The CRA would better serve the community if it focused on its stated purpose, which is to fight slum and blight, as well as to provide affordable housing, rather than dabbling in job creation, he added. “The CRA, under Florida law, is not an economic development agency. If it continues giving away money, people will continue living in slums.”

The job creation question all rests on whether the developers will honor their agreements and whether CRA leadership will hold feet to the fire, said Samuel Gilmore, president of Overnight Success Inc.

“It’s a matter of good faith,” said Mr. Gilmore, who left a career as a pilot for Pan American World Airways to become one of Miami’s few African American general contractors. There is no practical way to force the developer to fulfill the quotas rather than pay the penalty, he said. “It really depends on the owners and the intent and fortitude that they give to the general contractors.”

General and sub-contractors are often directed to hire minorities and neighborhood residents for jobs, especially if public money or subsidies is involved. “Some abide by it religiously, and some won’t,” Mr. Gilmore said.

None of the Worldcenter documents say that African Americans must be hired, only that a certain percentage of workers must be minorities and that some skilled and unskilled labor must come from the redevelopment area, he said. “Overtown doesn’t have an exclusive.”

If the developer takes “a nod, nod, wink, wink,” approach to job creation, Mr. Gilmore said, “now it’s up to the Miami City Commission,” which sits as the CRA’s board of directors. “It comes down to the question of how much will power the commission has, versus the owner.”

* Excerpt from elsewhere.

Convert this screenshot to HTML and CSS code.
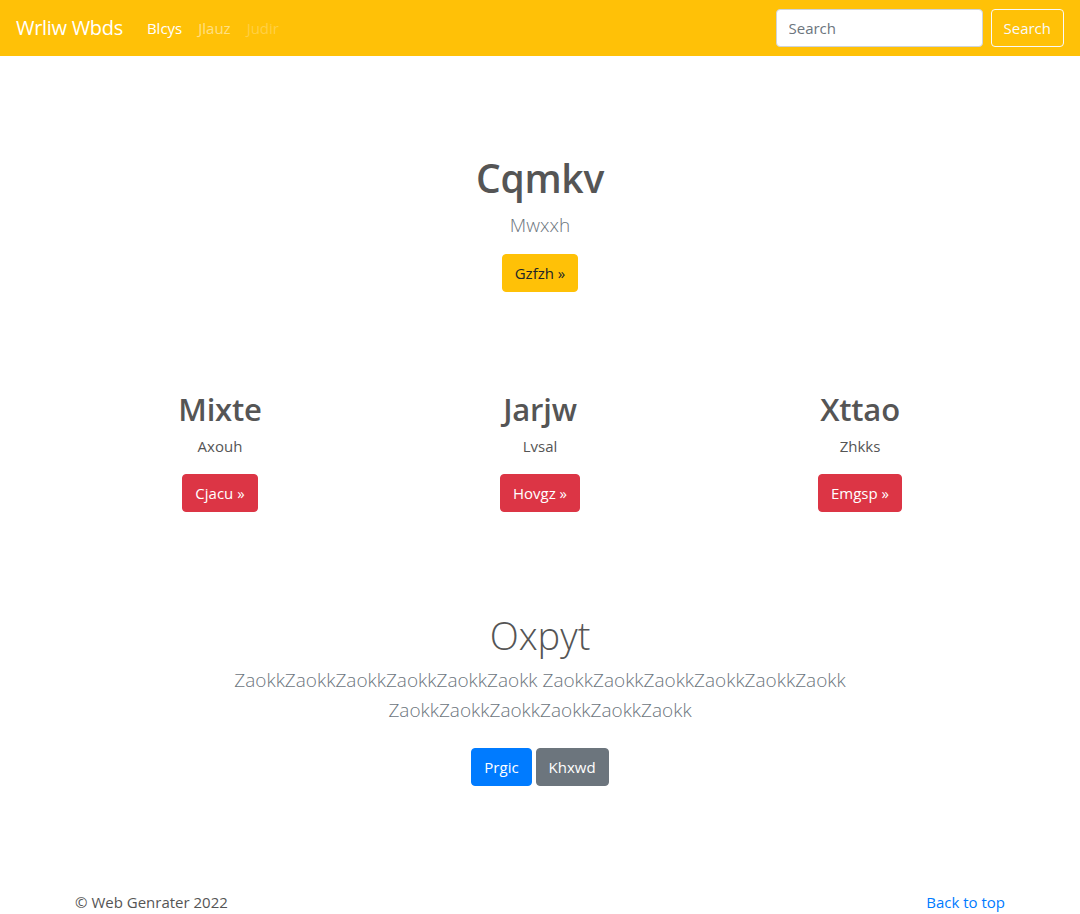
FILE: index.html
```html
<!DOCTYPE html>
<html lang="en">
<head>
<meta charset="utf-8">
<title>Wrliw Wbds</title>
<link rel="stylesheet" href="styles.css">
</head>
<body>
<nav class="navbar">
  <a class="brand" href="#">Wrliw Wbds</a>
  <ul class="nav-links">
    <li><a class="nav-link active" href="#">Blcys</a></li>
    <li><a class="nav-link" href="#">Jlauz</a></li>
    <li><a class="nav-link disabled" href="#">Judir</a></li>
  </ul>
  <form class="search-form">
    <input class="search-input" type="text" placeholder="Search">
    <button class="btn btn-outline-light" type="button">Search</button>
  </form>
</nav>

<main>
  <section class="hero">
    <h1 class="hero-title">Cqmkv</h1>
    <p class="lead">Mwxxh</p>
    <a class="btn btn-warning" href="#">Gzfzh &raquo;</a>
  </section>

  <section class="features">
    <div class="feature">
      <h2 class="feature-title">Mixte</h2>
      <p class="feature-text">Axouh</p>
      <a class="btn btn-danger" href="#">Cjacu &raquo;</a>
    </div>
    <div class="feature">
      <h2 class="feature-title">Jarjw</h2>
      <p class="feature-text">Lvsal</p>
      <a class="btn btn-danger" href="#">Hovgz &raquo;</a>
    </div>
    <div class="feature">
      <h2 class="feature-title">Xttao</h2>
      <p class="feature-text">Zhkks</p>
      <a class="btn btn-danger" href="#">Emgsp &raquo;</a>
    </div>
  </section>

  <section class="album">
    <h1 class="album-title">Oxpyt</h1>
    <p class="lead album-lead">ZaokkZaokkZaokkZaokkZaokkZaokk ZaokkZaokkZaokkZaokkZaokkZaokk ZaokkZaokkZaokkZaokkZaokkZaokk</p>
    <div class="album-actions">
      <a class="btn btn-primary" href="#">Prgic</a>
      <a class="btn btn-secondary" href="#">Khxwd</a>
    </div>
  </section>
</main>

<footer class="footer">
  <span class="copyright">&copy; Web Genrater 2022</span>
  <a class="back-top" href="#">Back to top</a>
</footer>
</body>
</html>
```

FILE: styles.css
```css
* { box-sizing: border-box; }

body {
  margin: 0;
  font-family: "Open Sans", "Noto Sans", sans-serif;
  font-size: 16px;
  line-height: 1.5;
  color: #555;
  background: #fff;
}

a { text-decoration: none; }

.navbar {
  display: flex;
  align-items: center;
  height: 56px;
  padding: 0 16px;
  background: #ffc107;
}

.brand {
  color: #fff;
  font-size: 20px;
  line-height: 30px;
  margin-right: 16px;
  padding: 5px 0;
  letter-spacing: -0.3px;
}

.nav-links {
  display: flex;
  list-style: none;
  margin: 0;
  padding: 0;
  flex: 1;
}

.nav-link {
  display: block;
  padding: 8px;
  color: rgba(255, 255, 255, 0.5);
  font-size: 15px;
}

.nav-link.active { color: #fff; }
.nav-link.disabled { color: rgba(255, 255, 255, 0.25); }

.search-form {
  display: flex;
  align-items: center;
}

.search-input {
  width: 207px;
  height: 38px;
  padding: 6px 12px;
  font: inherit;
  font-size: 15px;
  color: #495057;
  border: 1px solid #ced4da;
  border-radius: 4px;
  margin-right: 8px;
  background: #fff;
}

.search-input::placeholder { color: #6c757d; }

.btn {
  display: inline-block;
  height: 38px;
  padding: 0 12px;
  font: inherit;
  font-size: 15px;
  line-height: 36px;
  border: 1px solid transparent;
  border-radius: 4px;
  text-align: center;
  cursor: pointer;
}

.btn-outline-light {
  background: transparent;
  border-color: #f8f9fa;
  color: #f8f9fa;
}

.btn-warning { background: #ffc107; border-color: #ffc107; color: #212529; }
.btn-danger { background: #dc3545; border-color: #dc3545; color: #fff; }
.btn-primary { background: #007bff; border-color: #007bff; color: #fff; }
.btn-secondary { background: #6c757d; border-color: #6c757d; color: #fff; }

.hero {
  display: flex;
  flex-direction: column;
  align-items: center;
  padding-top: 98px;
}

.hero-title {
  margin: 0 0 8px;
  font-size: 39px;
  line-height: 48px;
  font-weight: 600;
  letter-spacing: -0.3px;
}

.lead {
  margin: 0 0 14px;
  font-size: 19px;
  line-height: 30px;
  font-weight: 300;
  color: #6c757d;
}

.features {
  display: grid;
  grid-template-columns: repeat(3, 1fr);
  width: 960px;
  margin: 98px auto 0;
}

.feature {
  display: flex;
  flex-direction: column;
  align-items: center;
  padding: 0 15px;
}

.feature-title {
  margin: 0 0 6px;
  font-size: 31px;
  line-height: 38px;
  font-weight: 600;
  letter-spacing: -0.2px;
}

.feature-text {
  margin: 0 0 16px;
  font-size: 15px;
  line-height: 24px;
}

.album {
  display: flex;
  flex-direction: column;
  align-items: center;
  margin-top: 99px;
}

.album-title {
  margin: 0 0 6px;
  font-size: 38px;
  line-height: 48px;
  font-weight: 300;
}

.album-lead {
  max-width: 720px;
  text-align: center;
  margin-bottom: 23px;
}

.album-actions {
  display: flex;
  gap: 4px;
}

.footer {
  display: flex;
  justify-content: space-between;
  width: 960px;
  margin: 104px auto 0;
  padding: 0 15px;
  font-size: 15px;
  line-height: 24px;
}

.copyright { color: #555; }
.back-top { color: #007bff; }
```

Miami Worldcenter is a significant deal for Mr. Hardemon as CRA chair, and Mr. Gilmore said he believes the commissioner will use all of the power available to him to make sure developers do what they have pledged.

“It’s a reason I am somewhat confident,” he said. “We will see how forceful Keon Hardemon is going to be if those jobs aren’t popping out in the foundation stage.”

One Response to Vast project’s job creation debated

  1. Concerned Taxpayer

    January 25, 2015 at 5:02 pm

    Why did Keon Hardemon divert money from Overtown? Why did he divert money to the out-of-town based developers? The attorney for the developers already stated the project was going to get built without the handout.